- Data shown:
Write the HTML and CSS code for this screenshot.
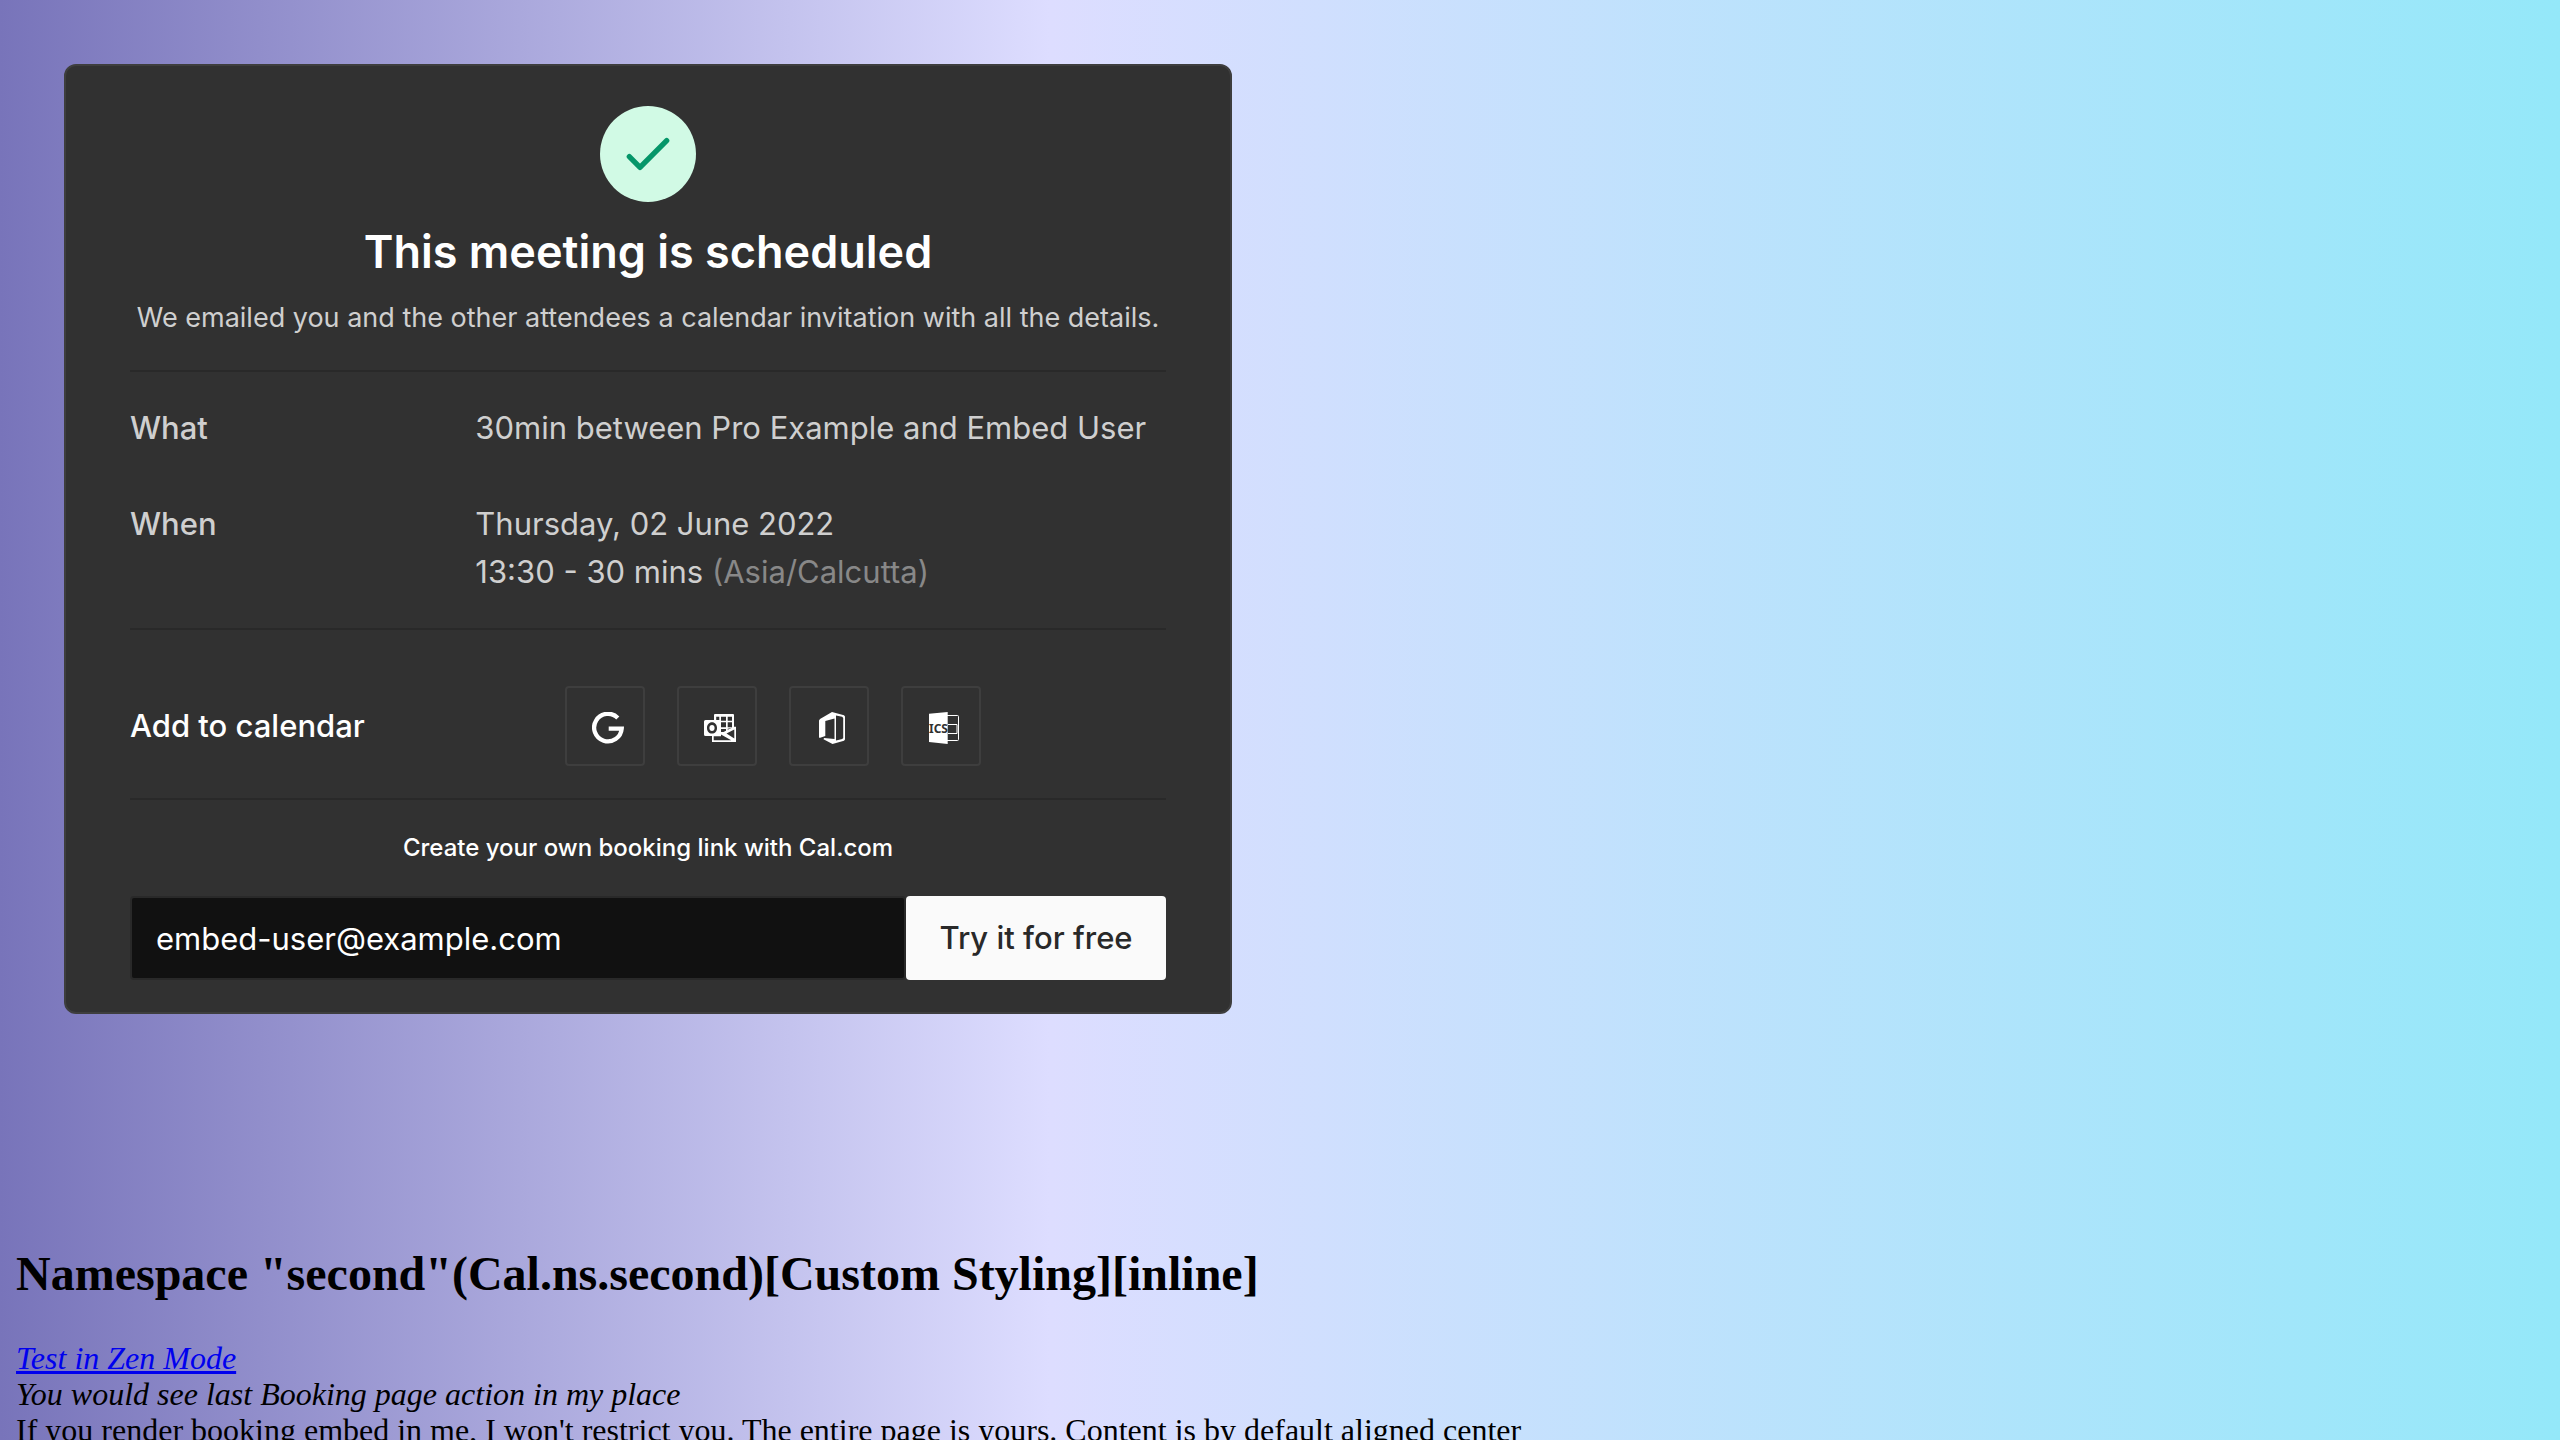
FILE: index.html
```html
<!DOCTYPE html>
<html lang="en">
<head>
<meta charset="utf-8">
<title>Embed Playground</title>
<link rel="stylesheet" href="styles.css">
</head>
<body>
<main class="booking">
  <section class="summary">
    <div class="badge">
      <svg class="check" viewBox="0 0 24 24" aria-hidden="true"><path d="M5 13l4 4L19 7"/></svg>
    </div>
    <h1 class="title">This meeting is scheduled</h1>
    <p class="subtitle">We emailed you and the other attendees a calendar invitation with all the details.</p>
  </section>
  <dl class="details">
    <dt>What</dt>
    <dd>30min between Pro Example and Embed User</dd>
    <dt>When</dt>
    <dd>Thursday, 02 June 2022<br>13:30 - 30 mins <span class="zone">(Asia/Calcutta)</span></dd>
  </dl>
  <section class="calendars">
    <h2 class="calendars-label">Add to calendar</h2>
    <nav class="calendar-links">
      <a class="calendar-link" href="#google" aria-label="Google">
        <svg class="icon" viewBox="0 0 32 32"><path fill="none" stroke="#fff" stroke-width="4.300" d="M25.8 5.900A13.800 13.800 0 1 0 29.700 16.600H16.700"/></svg>
      </a>
      <a class="calendar-link" href="#outlook" aria-label="Outlook">
        <svg class="icon" viewBox="0 0 32 32">
          <path fill="#fff" fill-rule="evenodd" d="M11 2h18q1 0 1 1v11.700h2V30H8v-6H1.500q-1.500 0-1.500-1.500V9.500Q0 8 1.500 8H10V3q0-1 1-1zM12.200 4.700V8H15.300V4.700zM17 4.700v4h5v-4zM23.700 4.700v4H28v-4zM17 10.300v5h5v-5zM23.700 10.300v5H28v-5zM17 17v3h2.500L22 18.700V17zM23.700 16.800v1L28 15.700zM8 10.300c-3 0-5 2.500-5 5.700s2 5.600 5 5.600 5-2.400 5-5.600-2-5.700-5-5.700zM8 13c1.600 0 2.600 1.200 2.600 3s-1 3-2.600 3-2.600-1.200-2.600-3 1-3 2.600-3zM9.700 24.300V28.300h17.500L17 22.500v1.800zM22.500 21.500l7.800 5V17.500z"/>
        </svg>
      </a>
      <a class="calendar-link" href="#office" aria-label="Office 365">
        <svg class="icon" viewBox="0 0 32 32">
          <path fill="#fff" fill-rule="evenodd" d="M3 8.500L4 7 16 0l12 3.300 1 1.200v23l-1 1.200L16.500 32 7.500 27.200 8 26l10.500 1V6.500L9.300 9v15L3.500 26 3 25zM20 3.500v25l6.200-1.500 1-1V6l-1-1.200z"/>
        </svg>
      </a>
      <a class="calendar-link" href="#ics" aria-label="ICS">
        <svg class="icon" viewBox="0 0 32 32">
          <path fill="none" stroke="#fff" d="M19 3.500h10.500q1 0 1 1v23q0 1-1 1H19M20 12.500h9v9h-9"/>
          <path fill="#fff" d="M1 1.700L19.700 0v32L1 30z"/>
          <text class="ics" x="1" y="21">ICS</text>
        </svg>
      </a>
    </nav>
  </section>
  <form class="signup" action="#signup">
    <label class="signup-label" for="email">Create your own booking link with Cal.com</label>
    <div class="signup-row">
      <input class="email" id="email" type="email" value="embed-user@example.com">
      <button class="submit" type="submit">Try it for free</button>
    </div>
  </form>
</main>
<section class="namespace">
  <h2 class="namespace-title">Namespace "second"(Cal.ns.second)[Custom Styling][inline]</h2>
  <i class="note"><a href="#zen">Test in Zen Mode</a></i>
  <i class="note">You would see last Booking page action in my place</i>
  <div>If you render booking embed in me, I won't restrict you. The entire page is yours. Content is by default aligned center</div>
</section>
</body>
</html>
```
FILE: styles.css
```css
* {
  box-sizing: border-box;
}

html {
  min-height: 100%;
  background: linear-gradient(90deg, rgb(120, 116, 186) 0%, rgb(221, 221, 255) 41%, rgb(148, 232, 249) 100%);
}

body {
  margin: 0;
  height: 100vh;
  overflow: hidden;
  padding: 64px 16px 0;
  font: 32px/36px "Liberation Serif", "Times New Roman", serif;
  color: #000;
}

.booking {
  max-width: 1168px;
  margin-left: 48px;
  padding: 40px 64px 32px;
  border: 2px solid #3e3e3e;
  border-radius: 12px;
  background: #313131;
  color: #fff;
  font: 31px/48px Inter, "Liberation Sans", sans-serif;
}

.summary {
  display: flex;
  flex-direction: column;
  align-items: center;
  padding-bottom: 32px;
  border-bottom: 2px solid #292929;
}

.badge {
  display: grid;
  place-items: center;
  width: 96px;
  height: 96px;
  border-radius: 50%;
  background: #d1fae5;
}

.check {
  width: 64px;
  height: 64px;
  fill: none;
  stroke: #059669;
  stroke-width: 2;
  stroke-linecap: round;
  stroke-linejoin: round;
}

.title {
  margin: 18px 0 0;
  font-size: 45px;
  line-height: 64px;
  font-weight: 600;
}

.subtitle {
  margin: 14px 0 0;
  font-size: 27px;
  line-height: 40px;
  color: #cfcfcf;
}

.details {
  display: grid;
  grid-template-columns: 1fr 2fr;
  row-gap: 48px;
  margin: 0;
  padding: 32px 0;
  border-bottom: 2px solid #292929;
  color: #cfcfcf;
}

.details dt {
  font-weight: 500;
}

.details dd {
  margin: 0;
}

.zone {
  color: #888;
}

.calendars {
  display: grid;
  grid-template-columns: 435px 1fr;
  align-items: center;
  padding: 56px 0 32px;
  border-bottom: 2px solid #292929;
}

.calendars-label {
  margin: 0;
  font-size: 31px;
  font-weight: 500;
}

.calendar-links {
  display: flex;
  gap: 32px;
}

.calendar-link {
  display: grid;
  place-items: center;
  width: 80px;
  height: 80px;
  padding: 4px 0 0 6px;
  border: 2px solid #3e3e3e;
  border-radius: 4px;
}

.icon {
  width: 32px;
  height: 32px;
}

.ics {
  font: 700 12px "Noto Sans", sans-serif;
  fill: #313131;
}

.signup-label {
  display: block;
  padding: 32px 0;
  font-size: 24px;
  line-height: 32px;
  font-weight: 500;
  text-align: center;
}

.signup-row {
  display: flex;
}

.email {
  flex: 1;
  min-width: 0;
  height: 84px;
  padding: 0 24px;
  border: 2px solid #292929;
  border-radius: 4px;
  background: #111;
  color: #fff;
  font: inherit;
}

.submit {
  width: 260px;
  height: 84px;
  padding: 0;
  border: 0;
  border-radius: 4px;
  background: #fafafa;
  color: #292929;
  font: inherit;
  font-weight: 500;
}

.namespace-title {
  margin: 232px 0 38px;
  font-size: 48px;
  line-height: 56px;
}

.note {
  display: block;
}

.note a {
  color: #00e;
}
```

- What to work on: Without the pictures, write out all of the material exactly.

- Answer to the problem:
Write the HTML and CSS code for this screenshot.
FILE: index.html
```html
<!DOCTYPE html>
<html lang="en">
<head>
<meta charset="utf-8">
<title>Embed Playground</title>
<link rel="stylesheet" href="styles.css">
</head>
<body>
<main class="booking">
  <section class="summary">
    <div class="badge">
      <svg class="check" viewBox="0 0 24 24" aria-hidden="true"><path d="M5 13l4 4L19 7"/></svg>
    </div>
    <h1 class="title">This meeting is scheduled</h1>
    <p class="subtitle">We emailed you and the other attendees a calendar invitation with all the details.</p>
  </section>
  <dl class="details">
    <dt>What</dt>
    <dd>30min between Pro Example and Embed User</dd>
    <dt>When</dt>
    <dd>Thursday, 02 June 2022<br>13:30 - 30 mins <span class="zone">(Asia/Calcutta)</span></dd>
  </dl>
  <section class="calendars">
    <h2 class="calendars-label">Add to calendar</h2>
    <nav class="calendar-links">
      <a class="calendar-link" href="#google" aria-label="Google">
        <svg class="icon" viewBox="0 0 32 32"><path fill="none" stroke="#fff" stroke-width="4.300" d="M25.8 5.900A13.800 13.800 0 1 0 29.700 16.600H16.700"/></svg>
      </a>
      <a class="calendar-link" href="#outlook" aria-label="Outlook">
        <svg class="icon" viewBox="0 0 32 32">
          <path fill="#fff" fill-rule="evenodd" d="M11 2h18q1 0 1 1v11.700h2V30H8v-6H1.500q-1.500 0-1.500-1.500V9.500Q0 8 1.500 8H10V3q0-1 1-1zM12.200 4.700V8H15.300V4.700zM17 4.700v4h5v-4zM23.700 4.700v4H28v-4zM17 10.300v5h5v-5zM23.700 10.300v5H28v-5zM17 17v3h2.500L22 18.700V17zM23.700 16.800v1L28 15.700zM8 10.300c-3 0-5 2.500-5 5.700s2 5.600 5 5.600 5-2.400 5-5.600-2-5.700-5-5.700zM8 13c1.600 0 2.600 1.200 2.600 3s-1 3-2.600 3-2.600-1.200-2.600-3 1-3 2.600-3zM9.700 24.300V28.300h17.500L17 22.500v1.800zM22.500 21.500l7.800 5V17.500z"/>
        </svg>
      </a>
      <a class="calendar-link" href="#office" aria-label="Office 365">
        <svg class="icon" viewBox="0 0 32 32">
          <path fill="#fff" fill-rule="evenodd" d="M3 8.500L4 7 16 0l12 3.300 1 1.200v23l-1 1.200L16.500 32 7.500 27.200 8 26l10.500 1V6.500L9.300 9v15L3.500 26 3 25zM20 3.500v25l6.200-1.500 1-1V6l-1-1.200z"/>
        </svg>
      </a>
      <a class="calendar-link" href="#ics" aria-label="ICS">
        <svg class="icon" viewBox="0 0 32 32">
          <path fill="none" stroke="#fff" d="M19 3.500h10.500q1 0 1 1v23q0 1-1 1H19M20 12.500h9v9h-9"/>
          <path fill="#fff" d="M1 1.700L19.700 0v32L1 30z"/>
          <text class="ics" x="1" y="21">ICS</text>
        </svg>
      </a>
    </nav>
  </section>
  <form class="signup" action="#signup">
    <label class="signup-label" for="email">Create your own booking link with Cal.com</label>
    <div class="signup-row">
      <input class="email" id="email" type="email" value="embed-user@example.com">
      <button class="submit" type="submit">Try it for free</button>
    </div>
  </form>
</main>
<section class="namespace">
  <h2 class="namespace-title">Namespace "second"(Cal.ns.second)[Custom Styling][inline]</h2>
  <i class="note"><a href="#zen">Test in Zen Mode</a></i>
  <i class="note">You would see last Booking page action in my place</i>
  <div>If you render booking embed in me, I won't restrict you. The entire page is yours. Content is by default aligned center</div>
</section>
</body>
</html>
```
FILE: styles.css
```css
* {
  box-sizing: border-box;
}

html {
  min-height: 100%;
  background: linear-gradient(90deg, rgb(120, 116, 186) 0%, rgb(221, 221, 255) 41%, rgb(148, 232, 249) 100%);
}

body {
  margin: 0;
  height: 100vh;
  overflow: hidden;
  padding: 64px 16px 0;
  font: 32px/36px "Liberation Serif", "Times New Roman", serif;
  color: #000;
}

.booking {
  max-width: 1168px;
  margin-left: 48px;
  padding: 40px 64px 32px;
  border: 2px solid #3e3e3e;
  border-radius: 12px;
  background: #313131;
  color: #fff;
  font: 31px/48px Inter, "Liberation Sans", sans-serif;
}

.summary {
  display: flex;
  flex-direction: column;
  align-items: center;
  padding-bottom: 32px;
  border-bottom: 2px solid #292929;
}

.badge {
  display: grid;
  place-items: center;
  width: 96px;
  height: 96px;
  border-radius: 50%;
  background: #d1fae5;
}

.check {
  width: 64px;
  height: 64px;
  fill: none;
  stroke: #059669;
  stroke-width: 2;
  stroke-linecap: round;
  stroke-linejoin: round;
}

.title {
  margin: 18px 0 0;
  font-size: 45px;
  line-height: 64px;
  font-weight: 600;
}

.subtitle {
  margin: 14px 0 0;
  font-size: 27px;
  line-height: 40px;
  color: #cfcfcf;
}

.details {
  display: grid;
  grid-template-columns: 1fr 2fr;
  row-gap: 48px;
  margin: 0;
  padding: 32px 0;
  border-bottom: 2px solid #292929;
  color: #cfcfcf;
}

.details dt {
  font-weight: 500;
}

.details dd {
  margin: 0;
}

.zone {
  color: #888;
}

.calendars {
  display: grid;
  grid-template-columns: 435px 1fr;
  align-items: center;
  padding: 56px 0 32px;
  border-bottom: 2px solid #292929;
}

.calendars-label {
  margin: 0;
  font-size: 31px;
  font-weight: 500;
}

.calendar-links {
  display: flex;
  gap: 32px;
}

.calendar-link {
  display: grid;
  place-items: center;
  width: 80px;
  height: 80px;
  padding: 4px 0 0 6px;
  border: 2px solid #3e3e3e;
  border-radius: 4px;
}

.icon {
  width: 32px;
  height: 32px;
}

.ics {
  font: 700 12px "Noto Sans", sans-serif;
  fill: #313131;
}

.signup-label {
  display: block;
  padding: 32px 0;
  font-size: 24px;
  line-height: 32px;
  font-weight: 500;
  text-align: center;
}

.signup-row {
  display: flex;
}

.email {
  flex: 1;
  min-width: 0;
  height: 84px;
  padding: 0 24px;
  border: 2px solid #292929;
  border-radius: 4px;
  background: #111;
  color: #fff;
  font: inherit;
}

.submit {
  width: 260px;
  height: 84px;
  padding: 0;
  border: 0;
  border-radius: 4px;
  background: #fafafa;
  color: #292929;
  font: inherit;
  font-weight: 500;
}

.namespace-title {
  margin: 232px 0 38px;
  font-size: 48px;
  line-height: 56px;
}

.note {
  display: block;
}

.note a {
  color: #00e;
}
```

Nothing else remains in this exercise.